An Ottawa researcher is trying to figure out why the west end of our city is seeing a dramatic rise in the number of ticks carrying Lyme disease. Epidemiologist Dr. Manisha Kulkarni says her research shows that at least one in every three ticks is carrying the bacteria that can cause a chronic and debilitating illness. The research so far shows about 30 to 40 percent of those west end ticks are testing positive for Lyme disease but Dr. Kulkarni believes it could be higher than that.
Brown bagging it has a whole new meaning at this University of Ottawa lab.
“So these are the samples that have come in from Ottawa Public Health,” says Dr. Kulkarni, as she opens a fridge in her uOttawa lab.
“This is a weeks’ worth, so we’re probably looking at about 15 ticks per week,” she explains.
They are ticks sent to Ottawa Public Health from members of the public, taken off themselves or their children. They end up in Dr. Kulkarni’s lab for testing.
This year she says, there are far more ticks submitted than last year and many more testing positive for Lyme disease, especially those from Kanata, Carp and Stittsville.
“We’re seeing a higher proportion of ticks from certain parts of west end,” she says, “more than 30 to 40% are positive in some areas.”
Dr. Kulkarni’s research project, funded in part by the Public health Agency of Canada, is trying to figure out why recreational trails, provincial and municipal parks in the west end are seeing a dramatic rise in the number of ticks. The thinking is that it is connected to a growing problem south of us, a problem creeping up a wooded corridor in the Kingston area that has a long-established tick problem.
“It does seem to be a corridor coming up from St. Lawrence Valley,” she says, “There’s a wooded corridor that seems to really prone to tick populations.”

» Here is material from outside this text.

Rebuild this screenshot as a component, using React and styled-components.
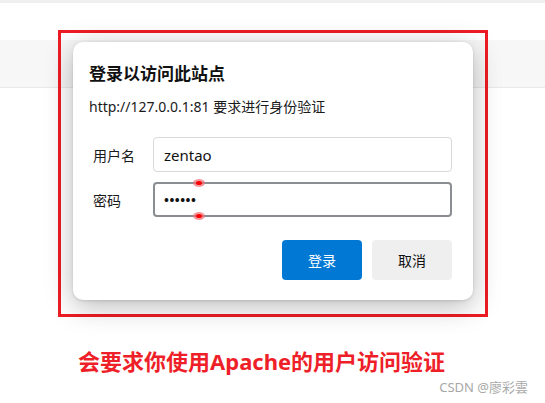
import React from "react";
import styled, { createGlobalStyle } from "styled-components";

const GlobalStyle = createGlobalStyle`
  html, body {
    margin: 0;
    padding: 0;
  }
  body {
    width: 545px;
    height: 403px;
    overflow: hidden;
    font-family: "Noto Sans", "Noto Sans CJK SC", sans-serif;
    background: linear-gradient(
      to bottom,
      #efefef 0 3px,
      #ffffff 3px 40px,
      #f7f7f7 40px 87px,
      #e9e9e9 87px 88px,
      #ffffff 88px
    );
  }
`;

const Page = styled.div`
  display: flex;
  flex-direction: column;
  padding-top: 30px;
`;

const Frame = styled.div`
  margin-left: 58px;
  width: 400px;
  border: 3px solid #ed1c24;
  padding: 9px 12px 14px 12px;
`;

const Dialog = styled.div`
  width: 400px;
  height: 258px;
  box-sizing: border-box;
  background: #fff;
  border-radius: 10px;
  box-shadow: 0 6px 28px rgba(0, 0, 0, 0.28), 0 1px 3px rgba(0, 0, 0, 0.12);
  padding: 20px 21px 20px 16px;
  display: flex;
  flex-direction: column;
`;

const Title = styled.div`
  font-size: 17px;
  line-height: 24px;
  font-weight: 700;
  color: #111;
`;

const Subtitle = styled.div`
  margin-top: 11px;
  font-size: 14px;
  line-height: 20px;
  color: #1a1a1a;
`;

const Form = styled.div`
  margin-top: 20px;
  padding-left: 4px;
  display: flex;
  flex-direction: column;
  gap: 10px;
`;

const Row = styled.div`
  display: flex;
  align-items: center;
`;

const Label = styled.div`
  width: 60px;
  font-size: 14px;
  color: #1a1a1a;
`;

const Field = styled.div`
  position: relative;
  flex: 1;
  height: 35px;
  box-sizing: border-box;
  border: ${(p) => (p.$focused ? "2px solid #8a8e93" : "1px solid #d9d9d9")};
  border-radius: 4px;
  padding-left: ${(p) => (p.$focused ? "9px" : "10px")};
  display: flex;
  align-items: center;
  font-size: 15px;
  color: #111;
`;

const Dots = styled.span`
  font-size: 13px;
  letter-spacing: 0.5px;
  font-weight: 700;
`;

const Marker = styled.span`
  position: absolute;
  left: 38px;
  ${(p) => (p.$bottom ? "bottom: -5px;" : "top: -5px;")}
  width: 12px;
  height: 8px;
  border-radius: 50%;
  background: rgba(240, 110, 120, 0.7);
  &::after {
    content: "";
    position: absolute;
    left: 3px;
    top: 2px;
    width: 6px;
    height: 4px;
    border-radius: 50%;
    background: #ff0000;
  }
`;

const Actions = styled.div`
  margin-top: 23px;
  display: flex;
  justify-content: flex-end;
  gap: 10px;
`;

const Button = styled.div`
  width: 80px;
  height: 40px;
  border-radius: 4px;
  display: flex;
  align-items: center;
  justify-content: center;
  font-size: 14px;
  background: ${(p) => (p.$primary ? "#0078d4" : "#efefef")};
  color: ${(p) => (p.$primary ? "#fff" : "#111")};
`;

const Caption = styled.div`
  margin-top: 29px;
  padding-left: 78px;
  font-size: 22px;
  line-height: 30px;
  font-weight: 700;
  color: #ee1f29;
`;

const Watermark = styled.div`
  margin-top: 2px;
  padding-right: 17px;
  text-align: right;
  font-size: 13px;
  line-height: 18px;
  color: #a8a8a8;
`;

export default function App() {
  return (
    <>
      <GlobalStyle />
      <Page>
        <Frame>
          <Dialog>
            <Title>登录以访问此站点</Title>
            <Subtitle>http://127.0.0.1:81 要求进行身份验证</Subtitle>
            <Form>
              <Row>
                <Label>用户名</Label>
                <Field>zentao</Field>
              </Row>
              <Row>
                <Label>密码</Label>
                <Field $focused>
                  <Dots>••••••</Dots>
                  <Marker />
                  <Marker $bottom />
                </Field>
              </Row>
            </Form>
            <Actions>
              <Button $primary>登录</Button>
              <Button>取消</Button>
            </Actions>
          </Dialog>
        </Frame>
        <Caption>会要求你使用Apache的用户访问验证</Caption>
        <Watermark>CSDN @廖彩雲</Watermark>
      </Page>
    </>
  );
}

Dr. Kulkarni’s students are monitoring that population in the Ottawa area by dragging for ticks in 19 parks and recreational paths across this city. Charles Thickstun, who is a Masters students in Epidemiology says he and his two colleagues found no ticks today at the Rideau River Eastern Pathway park in Ottawa’s north east end but,
“The Greenbelt pathway, Stony Swamp and down Smiths Falls by Murphy Point,” he says, “We found quite a few there.”
That’s no surprise to Lesley Fleming. She has Lyme disease and a keen interest in where those Lyme-carrying ticks are. She dragged for ticks at the NCC recreational pathway behind the DND building off Moodie Drive a few weeks ago. Of the two ticks she found, both tested positive for Lyme disease. The path is popular with both DND employees and dog walkers.
“I used to bring my dog here,” Fleming says, “and a year and a half ago; we found 7 ticks on her so I’ve never been back.”
She also dragged for ticks at a popular bird-watching spot in Shirley’s Bay. One of the three ticks collected tested positive for Lyme. Now, alongside the no-smoking and poison ivy signs, she’s pushing for signage to warn of ticks.
“The warning signs need to say there are ticks present that carry a high percentage of Lyme disease,” Fleming says, “with references to prevention material where people can find out how to take precautions
Ottawa Public Health says with the wet weather, it has yet to begin dragging for ticks but plans to start June 28th in Carp, Stittsville and Rockcliffe Park. Later this summer, it will do tick drags in all areas of the city including east and south ends. OPH says to date, 88 ticks from the Ottawa area have been submitted and 17 or 19.3% have tested positive for Lyme disease.